IOQ eliminates floating‑point arithmetic entirely during inference, using int32 accumulators and int8 inputs/weights. This is mandatory for devices like the Google Edge TPU. IOQ often requires bias correction and output scaling to keep the final logits in a usable range.

3.5 Emerging 3‑Bit and 2‑Bit Schemes

By 2026, ternary and binary quantization have matured for tiny models (≤ 30 M). Techniques such as Learned Step Size Quantization (LSQ) and Gated Quantization enable acceptable performance for specialized tasks (e.g., keyword spotting). These schemes are still experimental for SLMs but worth monitoring.
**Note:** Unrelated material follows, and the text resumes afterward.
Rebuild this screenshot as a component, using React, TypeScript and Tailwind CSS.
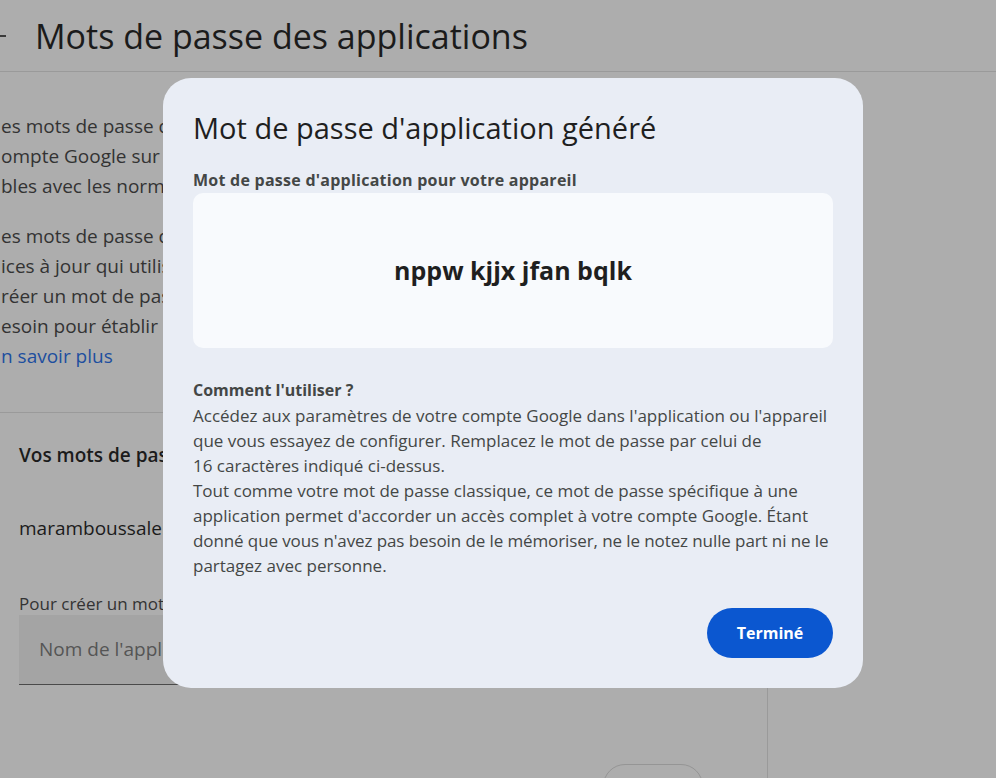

4. Hardware‑Centric Considerations

4.1 SIMD Vector Units

Most ARM CPUs expose NEON SIMD which can process 8 × int8 or 4 × int16 per cycle. Efficient kernels must:

  • Align tensors to 16‑byte boundaries.
  • Fuse matmul + bias + activation into a single loop.
  • Use int32 accumulation to avoid overflow.

4.2 Dedicated NPUs

NPUPreferred FormatExample Ops
Hexagon DSPint8 symmetric per‑channelConv2D, GEMM, Depthwise
Apple Neural Engineint8 + bf16Transformer attention, LayerNorm
Google Edge TPUuint8 (asymmetric)Fully‑connected, Convolution

When targeting a specific NPU, you often need to export the model to ONNX and then run the vendor’s optimizer (e.g., edgetpu_compiler, coremltools).

4.3 Memory Hierarchy

Edge devices typically have small caches (e.g., 256 KB L2 on ARM Cortex‑A76). Quantization reduces memory bandwidth pressure, but you must still:

  • Tile large matrix multiplications.
  • Prefetch weight blocks.
  • Reuse activations when possible (e.g., using KV‑cache for autoregressive generation).

5. End‑to‑End Quantization Workflow

Below we walk through a realistic pipeline using Hugging Face Optimum, ONNX Runtime, and TensorFlow Lite to quantize the open‑source model TinyLlama‑Chat‑30B‑v0.1 (30 M parameters after pruning). The goal: a sub‑50 MB int8 model that runs on a Raspberry Pi 5.

5.1 Prerequisites

# Python >= 3.9
pip install torch==2.2.0 transformers==4.38.0 optimum[onnxruntime]==1.15.0 \
            onnxruntime==1.18.0 tqdm numpy

5.2 Download and Prune the Model

from transformers import AutoModelForCausalLM, AutoTokenizer
import torch

model_name = "TinyLlama/TinyLlama-Chat-30B-v0.1"
tokenizer = AutoTokenizer.from_pretrained(model_name)

# Load in fp16 to save GPU memory
model = AutoModelForCausalLM.from_pretrained(
    model_name,
    torch_dtype=torch.float16,
    device_map="auto"
)

# Simple magnitude pruning (keep 80% of weights)
def magnitude_prune(module, sparsity=0.2):
    with torch.no_grad():
        for name, param in module.named_parameters():
            if param.dim() > 1:  # skip biases
                thresh = torch.quantile(param.abs(), sparsity)
                mask = param.abs() > thresh
                param.mul_(mask)

magnitude_prune(model, sparsity=0.2)
model.save_pretrained("./pruned_tinyllama")
tokenizer.save_pretrained("./pruned_tinyllama")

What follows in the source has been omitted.